- _DATA SHOWN_
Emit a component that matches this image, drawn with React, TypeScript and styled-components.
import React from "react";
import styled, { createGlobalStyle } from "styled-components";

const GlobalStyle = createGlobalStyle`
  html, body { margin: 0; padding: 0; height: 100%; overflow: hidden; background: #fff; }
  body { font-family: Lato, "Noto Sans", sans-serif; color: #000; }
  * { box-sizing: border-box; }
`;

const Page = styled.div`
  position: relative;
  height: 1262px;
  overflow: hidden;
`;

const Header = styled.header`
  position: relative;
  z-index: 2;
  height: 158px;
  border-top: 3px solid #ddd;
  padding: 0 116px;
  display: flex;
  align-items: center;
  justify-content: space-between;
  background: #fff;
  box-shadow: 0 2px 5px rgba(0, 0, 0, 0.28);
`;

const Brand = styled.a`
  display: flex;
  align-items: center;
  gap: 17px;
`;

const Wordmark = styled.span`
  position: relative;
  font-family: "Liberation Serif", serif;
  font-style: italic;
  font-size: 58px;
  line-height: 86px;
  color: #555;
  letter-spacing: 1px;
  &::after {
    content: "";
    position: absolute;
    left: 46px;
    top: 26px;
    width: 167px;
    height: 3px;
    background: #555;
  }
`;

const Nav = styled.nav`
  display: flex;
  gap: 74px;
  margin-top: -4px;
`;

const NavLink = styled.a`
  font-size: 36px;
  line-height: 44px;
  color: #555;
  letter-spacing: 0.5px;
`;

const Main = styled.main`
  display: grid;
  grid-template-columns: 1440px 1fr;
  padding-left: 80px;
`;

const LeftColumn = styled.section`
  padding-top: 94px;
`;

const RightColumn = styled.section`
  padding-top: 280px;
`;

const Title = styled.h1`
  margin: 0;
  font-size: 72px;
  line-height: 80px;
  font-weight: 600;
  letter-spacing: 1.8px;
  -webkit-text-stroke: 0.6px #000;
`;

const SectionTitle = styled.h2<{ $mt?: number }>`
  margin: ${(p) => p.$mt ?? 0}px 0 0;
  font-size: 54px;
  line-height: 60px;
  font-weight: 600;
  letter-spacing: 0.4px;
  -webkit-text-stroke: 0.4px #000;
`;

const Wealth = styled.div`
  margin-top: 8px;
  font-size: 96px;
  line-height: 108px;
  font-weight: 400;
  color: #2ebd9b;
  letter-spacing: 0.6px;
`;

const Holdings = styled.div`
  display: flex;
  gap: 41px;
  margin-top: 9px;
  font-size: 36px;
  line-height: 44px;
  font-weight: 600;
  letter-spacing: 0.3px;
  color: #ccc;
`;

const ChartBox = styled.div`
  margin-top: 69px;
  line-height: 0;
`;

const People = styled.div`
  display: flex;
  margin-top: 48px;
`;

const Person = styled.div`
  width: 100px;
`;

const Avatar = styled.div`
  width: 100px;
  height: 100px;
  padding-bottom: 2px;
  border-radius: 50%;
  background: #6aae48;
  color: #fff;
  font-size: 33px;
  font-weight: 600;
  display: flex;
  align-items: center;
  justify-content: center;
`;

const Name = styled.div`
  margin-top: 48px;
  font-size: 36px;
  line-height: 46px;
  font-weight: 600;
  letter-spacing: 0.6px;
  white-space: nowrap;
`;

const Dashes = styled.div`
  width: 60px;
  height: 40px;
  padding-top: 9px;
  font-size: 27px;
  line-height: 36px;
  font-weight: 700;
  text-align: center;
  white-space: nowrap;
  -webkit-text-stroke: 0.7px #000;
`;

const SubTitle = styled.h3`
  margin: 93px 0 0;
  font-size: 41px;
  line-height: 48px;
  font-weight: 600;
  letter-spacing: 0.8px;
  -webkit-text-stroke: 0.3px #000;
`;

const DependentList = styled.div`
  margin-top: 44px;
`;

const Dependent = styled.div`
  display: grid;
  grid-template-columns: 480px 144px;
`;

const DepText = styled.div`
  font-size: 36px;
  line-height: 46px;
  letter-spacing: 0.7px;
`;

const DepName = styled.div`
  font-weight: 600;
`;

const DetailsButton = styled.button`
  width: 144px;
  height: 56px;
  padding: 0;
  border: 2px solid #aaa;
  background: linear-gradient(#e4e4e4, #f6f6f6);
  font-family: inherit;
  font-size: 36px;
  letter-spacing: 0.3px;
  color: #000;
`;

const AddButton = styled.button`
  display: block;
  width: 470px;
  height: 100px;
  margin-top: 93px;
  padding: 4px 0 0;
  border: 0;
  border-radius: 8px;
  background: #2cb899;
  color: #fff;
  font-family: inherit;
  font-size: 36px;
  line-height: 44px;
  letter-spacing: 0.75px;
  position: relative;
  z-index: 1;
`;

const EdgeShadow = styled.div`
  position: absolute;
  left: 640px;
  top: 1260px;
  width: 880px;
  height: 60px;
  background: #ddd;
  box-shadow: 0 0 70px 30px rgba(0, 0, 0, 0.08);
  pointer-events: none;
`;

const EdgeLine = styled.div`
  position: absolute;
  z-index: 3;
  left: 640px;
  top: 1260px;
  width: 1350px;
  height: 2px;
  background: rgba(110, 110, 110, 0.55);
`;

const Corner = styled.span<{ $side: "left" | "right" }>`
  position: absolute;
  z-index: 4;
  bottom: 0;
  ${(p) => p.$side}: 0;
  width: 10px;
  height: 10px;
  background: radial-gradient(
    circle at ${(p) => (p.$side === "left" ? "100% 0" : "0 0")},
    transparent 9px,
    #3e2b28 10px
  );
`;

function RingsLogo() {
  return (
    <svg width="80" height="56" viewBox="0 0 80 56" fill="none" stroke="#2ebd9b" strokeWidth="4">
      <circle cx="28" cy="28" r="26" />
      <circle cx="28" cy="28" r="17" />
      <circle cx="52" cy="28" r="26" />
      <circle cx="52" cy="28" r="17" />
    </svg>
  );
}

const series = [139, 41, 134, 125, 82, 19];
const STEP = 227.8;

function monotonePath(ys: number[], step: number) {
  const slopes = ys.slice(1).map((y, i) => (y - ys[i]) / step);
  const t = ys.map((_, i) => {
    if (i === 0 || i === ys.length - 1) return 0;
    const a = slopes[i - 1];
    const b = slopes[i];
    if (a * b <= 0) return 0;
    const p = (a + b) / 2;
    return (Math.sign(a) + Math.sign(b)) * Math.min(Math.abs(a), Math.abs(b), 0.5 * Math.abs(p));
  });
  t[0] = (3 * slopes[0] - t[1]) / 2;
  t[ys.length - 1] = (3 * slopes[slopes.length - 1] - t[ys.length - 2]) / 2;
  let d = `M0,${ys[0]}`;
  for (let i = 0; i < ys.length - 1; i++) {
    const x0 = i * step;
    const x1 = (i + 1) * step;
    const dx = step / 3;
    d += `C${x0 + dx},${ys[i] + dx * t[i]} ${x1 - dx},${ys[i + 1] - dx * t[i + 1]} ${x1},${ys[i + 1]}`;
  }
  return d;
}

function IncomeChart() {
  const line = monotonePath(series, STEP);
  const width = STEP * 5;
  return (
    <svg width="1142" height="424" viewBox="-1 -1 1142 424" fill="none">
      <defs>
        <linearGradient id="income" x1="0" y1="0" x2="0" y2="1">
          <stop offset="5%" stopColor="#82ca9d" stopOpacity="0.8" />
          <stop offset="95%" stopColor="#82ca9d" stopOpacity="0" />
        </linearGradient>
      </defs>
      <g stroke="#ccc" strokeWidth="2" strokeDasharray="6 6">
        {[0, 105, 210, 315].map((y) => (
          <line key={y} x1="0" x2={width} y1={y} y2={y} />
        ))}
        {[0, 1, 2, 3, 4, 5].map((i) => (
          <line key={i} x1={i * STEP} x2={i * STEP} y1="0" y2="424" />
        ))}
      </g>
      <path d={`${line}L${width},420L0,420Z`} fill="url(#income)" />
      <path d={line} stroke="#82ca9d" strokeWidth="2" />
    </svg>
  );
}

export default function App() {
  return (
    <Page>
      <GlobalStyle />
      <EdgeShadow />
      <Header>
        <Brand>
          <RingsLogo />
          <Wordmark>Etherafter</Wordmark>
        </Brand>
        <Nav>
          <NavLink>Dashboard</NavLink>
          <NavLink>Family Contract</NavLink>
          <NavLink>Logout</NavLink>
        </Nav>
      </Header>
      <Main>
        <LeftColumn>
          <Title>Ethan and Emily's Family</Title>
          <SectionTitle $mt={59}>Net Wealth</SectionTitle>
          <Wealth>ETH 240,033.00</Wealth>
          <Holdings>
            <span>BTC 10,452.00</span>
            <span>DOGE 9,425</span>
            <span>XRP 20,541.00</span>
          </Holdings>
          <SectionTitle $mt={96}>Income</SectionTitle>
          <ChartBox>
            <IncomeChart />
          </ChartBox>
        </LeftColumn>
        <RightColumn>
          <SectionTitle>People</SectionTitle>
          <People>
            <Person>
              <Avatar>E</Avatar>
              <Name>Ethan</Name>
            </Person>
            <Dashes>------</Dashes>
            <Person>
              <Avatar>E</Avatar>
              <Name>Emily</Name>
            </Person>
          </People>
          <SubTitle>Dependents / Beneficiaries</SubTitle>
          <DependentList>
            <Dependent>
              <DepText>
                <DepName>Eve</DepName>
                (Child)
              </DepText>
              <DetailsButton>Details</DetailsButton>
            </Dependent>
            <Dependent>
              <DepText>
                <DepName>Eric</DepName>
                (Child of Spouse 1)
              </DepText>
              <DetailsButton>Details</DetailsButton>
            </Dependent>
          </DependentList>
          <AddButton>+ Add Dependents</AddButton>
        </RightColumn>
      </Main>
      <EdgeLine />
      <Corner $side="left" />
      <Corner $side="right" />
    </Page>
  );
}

- _YOUR TASK_
Count each line where the string "components" occurs, and write only the number.

- _ANSWER FOR THE TASK_
2